Contaminated Thinking?
The more the Insider probes the decision-making process in medicine, the more questions we have. Why do doctors prescribe some drugs more than others? Why has oxycontin proved so popular among doctors treating workplace injuries? Why do drug companies hire ex-cheerleaders (with no background in science) to sell drugs to doctors? Do doctors think about the potential conflict between their own financial interests and the products they recommend to their patients? The ultimate question, of course, is whether patients are getting the best possible treatment, with the most effective medications, or whether the interests of the patients are subordinated to the financial interests of the doctors.
There are no easy answers. We like to think of charity and good medicine as matters of the heart. But in the world of American medical care, when you scan the doctor’s chest, you just might see something that looks less like a heart and more like a wallet.

Exclusive remedy, “bad faith” claims, and the $12 million lawsuit

Friday, January 23rd, 2004

Exclusive remedy generally protects an employer from a lawsuit. If an employee suffers a work related injury, the employer provides a state-regulated schedule of benefits to cover medical care and lost wages during recovery. In exchange for these benefits, the employee forfeits the right to sue. Workers compensation becomes the sole or exclusive legal remedy. Often, this protection is extended to insurers who are acting as agents for the employer.

However, there are exceptions. One exception is bad faith on the part of the insurer. A successful bad faith suit might be triggered by an insurer’s nonpayment of claims, mass denial of claims, or the like.
This week, a woman in South Dakota just secured a $12 million award for a bad faith claims practice, most of it in punitive damages. The claim involved the denial of about $8,000 in medical bills for a carpal tunnel injury. The original grounds for denial centered around compensability and whether the injury arose out of and in the course of employment.

Her insurer said the denial occurred because “there was a lack of proof that her hand problems were caused by her work” and further suggested that “her hand problems were likely the result of a 1998 home injury, not her work in the kitchen of the nursing home.”

A determination of work-relatedness and compensability are huge issues in many repetitive stress injuries, and if this claim dispute had ended there, the claim might have stayed within the realm of the state workers comp authority to uphold or deny. But in this case, the insurer’s claims handling practice was the smoking gun that gave rise to a charge of bad faith, opening the door to a suit.

” … the case centered around a Travelers Insurance incentive program that offered bonuses to claims workers who lowered payouts on claims.
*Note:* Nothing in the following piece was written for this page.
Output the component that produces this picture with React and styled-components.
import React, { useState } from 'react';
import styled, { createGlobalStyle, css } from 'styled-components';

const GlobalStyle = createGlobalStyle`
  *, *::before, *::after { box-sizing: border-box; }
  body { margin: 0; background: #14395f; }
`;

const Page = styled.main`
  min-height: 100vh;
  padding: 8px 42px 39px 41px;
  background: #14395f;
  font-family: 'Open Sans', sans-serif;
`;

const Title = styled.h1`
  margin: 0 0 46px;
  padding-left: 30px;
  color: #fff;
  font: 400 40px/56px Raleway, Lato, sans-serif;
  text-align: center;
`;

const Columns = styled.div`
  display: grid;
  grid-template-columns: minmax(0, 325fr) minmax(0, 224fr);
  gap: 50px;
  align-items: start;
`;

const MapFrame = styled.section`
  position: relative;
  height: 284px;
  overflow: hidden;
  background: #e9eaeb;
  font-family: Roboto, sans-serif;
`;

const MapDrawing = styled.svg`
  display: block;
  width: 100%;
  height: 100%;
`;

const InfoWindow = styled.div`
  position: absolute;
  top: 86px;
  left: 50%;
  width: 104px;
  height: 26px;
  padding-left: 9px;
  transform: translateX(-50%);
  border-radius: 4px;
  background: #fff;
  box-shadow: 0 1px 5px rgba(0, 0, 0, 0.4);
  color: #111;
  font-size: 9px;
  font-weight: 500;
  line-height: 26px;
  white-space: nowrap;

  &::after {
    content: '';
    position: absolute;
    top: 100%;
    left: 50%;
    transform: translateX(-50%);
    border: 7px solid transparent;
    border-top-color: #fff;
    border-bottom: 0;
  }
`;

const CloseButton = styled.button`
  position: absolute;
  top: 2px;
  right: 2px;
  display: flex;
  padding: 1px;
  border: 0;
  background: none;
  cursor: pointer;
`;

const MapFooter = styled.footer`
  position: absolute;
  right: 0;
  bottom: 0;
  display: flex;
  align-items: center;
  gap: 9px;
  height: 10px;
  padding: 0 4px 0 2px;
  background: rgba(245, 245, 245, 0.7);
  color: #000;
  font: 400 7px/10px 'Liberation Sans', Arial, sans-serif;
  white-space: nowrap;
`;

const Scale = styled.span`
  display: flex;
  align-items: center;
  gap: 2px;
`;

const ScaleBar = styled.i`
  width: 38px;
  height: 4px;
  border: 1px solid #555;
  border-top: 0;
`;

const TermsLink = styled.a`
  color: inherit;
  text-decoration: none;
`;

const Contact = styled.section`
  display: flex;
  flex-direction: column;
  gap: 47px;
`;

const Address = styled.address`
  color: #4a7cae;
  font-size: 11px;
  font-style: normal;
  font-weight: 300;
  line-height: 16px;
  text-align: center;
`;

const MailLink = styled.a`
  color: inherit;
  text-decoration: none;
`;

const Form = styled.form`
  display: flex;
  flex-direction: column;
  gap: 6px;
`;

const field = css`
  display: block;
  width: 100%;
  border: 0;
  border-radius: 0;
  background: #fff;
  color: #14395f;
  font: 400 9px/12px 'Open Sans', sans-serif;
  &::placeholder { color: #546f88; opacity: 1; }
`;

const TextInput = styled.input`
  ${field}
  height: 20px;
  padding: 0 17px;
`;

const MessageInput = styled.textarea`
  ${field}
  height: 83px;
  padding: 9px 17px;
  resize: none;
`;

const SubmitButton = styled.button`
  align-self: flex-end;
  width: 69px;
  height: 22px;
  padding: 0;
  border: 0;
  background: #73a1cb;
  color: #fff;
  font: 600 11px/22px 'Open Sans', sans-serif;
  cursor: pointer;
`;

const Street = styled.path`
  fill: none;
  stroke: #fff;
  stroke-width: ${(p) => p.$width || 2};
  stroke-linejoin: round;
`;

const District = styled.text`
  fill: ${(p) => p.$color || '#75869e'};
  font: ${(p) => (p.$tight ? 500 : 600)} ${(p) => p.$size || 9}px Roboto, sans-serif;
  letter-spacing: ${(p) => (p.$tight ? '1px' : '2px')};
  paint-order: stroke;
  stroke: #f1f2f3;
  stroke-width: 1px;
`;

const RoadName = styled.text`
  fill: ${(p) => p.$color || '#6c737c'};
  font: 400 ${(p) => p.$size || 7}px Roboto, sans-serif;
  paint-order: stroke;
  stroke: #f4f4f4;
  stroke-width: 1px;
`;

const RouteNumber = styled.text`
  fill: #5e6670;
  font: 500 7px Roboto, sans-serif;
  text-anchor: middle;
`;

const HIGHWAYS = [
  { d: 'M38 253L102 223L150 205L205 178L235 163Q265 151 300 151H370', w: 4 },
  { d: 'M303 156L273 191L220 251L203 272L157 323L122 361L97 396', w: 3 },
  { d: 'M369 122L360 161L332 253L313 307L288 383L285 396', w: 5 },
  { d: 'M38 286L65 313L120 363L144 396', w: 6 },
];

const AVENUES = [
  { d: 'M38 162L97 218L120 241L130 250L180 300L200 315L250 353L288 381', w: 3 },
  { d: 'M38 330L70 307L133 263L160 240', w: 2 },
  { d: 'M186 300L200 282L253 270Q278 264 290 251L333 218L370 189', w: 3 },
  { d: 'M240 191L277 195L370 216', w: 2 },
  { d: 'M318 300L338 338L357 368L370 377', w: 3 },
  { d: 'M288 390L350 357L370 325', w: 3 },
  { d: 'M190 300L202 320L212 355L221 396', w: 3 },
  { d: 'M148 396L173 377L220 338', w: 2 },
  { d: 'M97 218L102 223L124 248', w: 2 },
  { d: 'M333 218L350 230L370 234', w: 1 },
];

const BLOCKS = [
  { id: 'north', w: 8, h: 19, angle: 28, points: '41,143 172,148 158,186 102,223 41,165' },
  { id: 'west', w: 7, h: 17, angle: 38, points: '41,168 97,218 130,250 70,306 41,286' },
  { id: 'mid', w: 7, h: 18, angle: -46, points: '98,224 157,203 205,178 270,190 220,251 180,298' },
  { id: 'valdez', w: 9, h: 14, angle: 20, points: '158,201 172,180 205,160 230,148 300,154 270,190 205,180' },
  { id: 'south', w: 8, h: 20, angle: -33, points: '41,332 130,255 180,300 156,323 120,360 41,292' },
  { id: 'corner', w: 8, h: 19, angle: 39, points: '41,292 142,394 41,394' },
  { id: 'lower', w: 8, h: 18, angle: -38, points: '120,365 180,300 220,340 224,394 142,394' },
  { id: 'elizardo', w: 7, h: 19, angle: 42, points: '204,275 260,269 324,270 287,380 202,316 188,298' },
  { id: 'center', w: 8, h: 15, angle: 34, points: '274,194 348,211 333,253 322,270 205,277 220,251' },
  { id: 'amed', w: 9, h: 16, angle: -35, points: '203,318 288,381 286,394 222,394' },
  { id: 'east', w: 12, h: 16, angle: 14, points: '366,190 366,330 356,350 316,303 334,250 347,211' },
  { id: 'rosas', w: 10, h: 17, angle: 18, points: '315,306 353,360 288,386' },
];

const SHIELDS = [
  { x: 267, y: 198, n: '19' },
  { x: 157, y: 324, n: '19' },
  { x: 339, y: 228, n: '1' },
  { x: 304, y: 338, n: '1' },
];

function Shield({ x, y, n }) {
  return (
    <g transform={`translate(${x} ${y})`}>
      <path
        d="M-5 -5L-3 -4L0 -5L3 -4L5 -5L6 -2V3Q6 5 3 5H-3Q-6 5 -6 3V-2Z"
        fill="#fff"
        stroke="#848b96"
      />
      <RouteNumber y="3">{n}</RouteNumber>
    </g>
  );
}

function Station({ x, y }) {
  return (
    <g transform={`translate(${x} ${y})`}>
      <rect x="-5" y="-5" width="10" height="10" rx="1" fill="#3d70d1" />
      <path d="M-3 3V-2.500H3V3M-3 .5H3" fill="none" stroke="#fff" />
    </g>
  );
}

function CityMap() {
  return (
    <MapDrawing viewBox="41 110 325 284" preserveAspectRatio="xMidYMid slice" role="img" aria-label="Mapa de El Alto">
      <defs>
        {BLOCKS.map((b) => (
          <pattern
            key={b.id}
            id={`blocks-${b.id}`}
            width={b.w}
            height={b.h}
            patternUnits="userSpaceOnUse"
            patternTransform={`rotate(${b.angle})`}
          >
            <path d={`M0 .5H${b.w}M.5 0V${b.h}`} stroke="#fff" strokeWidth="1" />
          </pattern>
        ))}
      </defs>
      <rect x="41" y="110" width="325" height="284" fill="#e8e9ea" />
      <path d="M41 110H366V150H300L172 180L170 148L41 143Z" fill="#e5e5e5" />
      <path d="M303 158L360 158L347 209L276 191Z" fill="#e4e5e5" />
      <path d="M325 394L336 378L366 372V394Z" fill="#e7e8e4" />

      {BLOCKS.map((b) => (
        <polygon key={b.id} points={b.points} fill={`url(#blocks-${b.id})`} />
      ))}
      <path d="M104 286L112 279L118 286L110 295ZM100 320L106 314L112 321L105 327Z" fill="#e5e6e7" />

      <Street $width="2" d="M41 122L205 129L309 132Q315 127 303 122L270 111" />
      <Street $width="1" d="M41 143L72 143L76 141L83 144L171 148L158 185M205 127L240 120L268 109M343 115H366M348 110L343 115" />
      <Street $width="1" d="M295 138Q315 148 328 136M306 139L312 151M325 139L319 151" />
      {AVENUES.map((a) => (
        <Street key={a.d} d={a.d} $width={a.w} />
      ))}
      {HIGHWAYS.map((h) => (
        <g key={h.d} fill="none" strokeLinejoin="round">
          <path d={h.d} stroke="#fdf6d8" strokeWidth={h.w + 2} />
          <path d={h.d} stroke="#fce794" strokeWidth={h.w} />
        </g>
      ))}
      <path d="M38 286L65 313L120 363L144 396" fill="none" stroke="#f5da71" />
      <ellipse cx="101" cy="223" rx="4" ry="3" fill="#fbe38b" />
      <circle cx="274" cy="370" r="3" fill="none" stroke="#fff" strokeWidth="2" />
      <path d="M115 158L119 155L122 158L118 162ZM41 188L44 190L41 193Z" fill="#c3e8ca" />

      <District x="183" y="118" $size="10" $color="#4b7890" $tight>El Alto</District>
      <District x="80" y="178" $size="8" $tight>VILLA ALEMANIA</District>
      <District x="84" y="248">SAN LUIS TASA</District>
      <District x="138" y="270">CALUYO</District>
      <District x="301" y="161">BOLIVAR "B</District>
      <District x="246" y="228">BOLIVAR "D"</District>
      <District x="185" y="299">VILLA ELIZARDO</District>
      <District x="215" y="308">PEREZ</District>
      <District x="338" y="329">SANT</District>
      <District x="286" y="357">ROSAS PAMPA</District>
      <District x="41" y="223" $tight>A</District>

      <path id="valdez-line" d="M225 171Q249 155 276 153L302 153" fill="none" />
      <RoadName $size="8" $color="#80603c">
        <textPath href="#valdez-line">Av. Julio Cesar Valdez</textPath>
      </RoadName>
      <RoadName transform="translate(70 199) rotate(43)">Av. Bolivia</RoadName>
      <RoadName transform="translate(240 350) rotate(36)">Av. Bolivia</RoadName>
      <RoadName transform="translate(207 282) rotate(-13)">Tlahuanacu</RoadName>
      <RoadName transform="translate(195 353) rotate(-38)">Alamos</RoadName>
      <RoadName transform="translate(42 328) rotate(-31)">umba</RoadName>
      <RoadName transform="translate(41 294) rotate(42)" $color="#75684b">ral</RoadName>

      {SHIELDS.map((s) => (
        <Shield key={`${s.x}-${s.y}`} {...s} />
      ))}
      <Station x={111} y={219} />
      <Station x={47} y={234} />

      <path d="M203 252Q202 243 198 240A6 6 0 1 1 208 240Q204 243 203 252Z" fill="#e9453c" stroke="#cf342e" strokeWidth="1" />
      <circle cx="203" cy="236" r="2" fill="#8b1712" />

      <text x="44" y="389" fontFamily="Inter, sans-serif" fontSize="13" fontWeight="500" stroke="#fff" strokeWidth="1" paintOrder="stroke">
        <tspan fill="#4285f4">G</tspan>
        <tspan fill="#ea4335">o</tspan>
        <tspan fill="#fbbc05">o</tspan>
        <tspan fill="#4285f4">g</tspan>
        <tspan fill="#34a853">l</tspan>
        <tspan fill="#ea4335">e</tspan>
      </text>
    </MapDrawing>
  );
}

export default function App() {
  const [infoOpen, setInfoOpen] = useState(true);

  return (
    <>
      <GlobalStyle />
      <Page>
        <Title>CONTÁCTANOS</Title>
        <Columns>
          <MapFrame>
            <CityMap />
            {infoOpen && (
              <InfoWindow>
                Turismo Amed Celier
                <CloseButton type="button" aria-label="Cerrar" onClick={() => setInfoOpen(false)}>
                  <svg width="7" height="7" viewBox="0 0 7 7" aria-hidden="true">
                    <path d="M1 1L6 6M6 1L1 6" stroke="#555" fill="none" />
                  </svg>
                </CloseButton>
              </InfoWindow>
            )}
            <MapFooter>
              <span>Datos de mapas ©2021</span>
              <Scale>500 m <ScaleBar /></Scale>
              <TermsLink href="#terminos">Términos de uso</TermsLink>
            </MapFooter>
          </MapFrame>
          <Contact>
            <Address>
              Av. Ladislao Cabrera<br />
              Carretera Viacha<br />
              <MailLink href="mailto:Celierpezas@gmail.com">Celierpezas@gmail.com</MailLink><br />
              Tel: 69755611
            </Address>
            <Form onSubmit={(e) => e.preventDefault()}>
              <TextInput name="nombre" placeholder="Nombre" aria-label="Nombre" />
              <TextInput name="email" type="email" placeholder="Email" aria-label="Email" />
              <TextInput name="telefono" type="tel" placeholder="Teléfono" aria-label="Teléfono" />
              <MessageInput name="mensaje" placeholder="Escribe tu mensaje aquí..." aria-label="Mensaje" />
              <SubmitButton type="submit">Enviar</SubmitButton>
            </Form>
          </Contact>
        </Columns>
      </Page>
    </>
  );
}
Called the Claim Professional Incentive Program, it offered workers end-of-year bonuses of as much as 20 percent of their pay if they reduced overall payouts from one year to the next.
Abourezk argued that the program created an improper conflict of interest for claims adjusters, who are supposed to be motivated by fairness to claimants, not cost control for insurance companies.”

The judgement will be reviewed by a higher court so the punitive award may or may not stand, but it serves as a cautionary tale to insurers — who are, after all, essentially finance companies — that managing a workers compensation claim is not simply the exercise of processing paper in the most cost efficient way possible, but the response to a human event. In our experience, keeping the focus on the person rather than the dollars generally results in the most favorable outcome by whatever measures you use for success.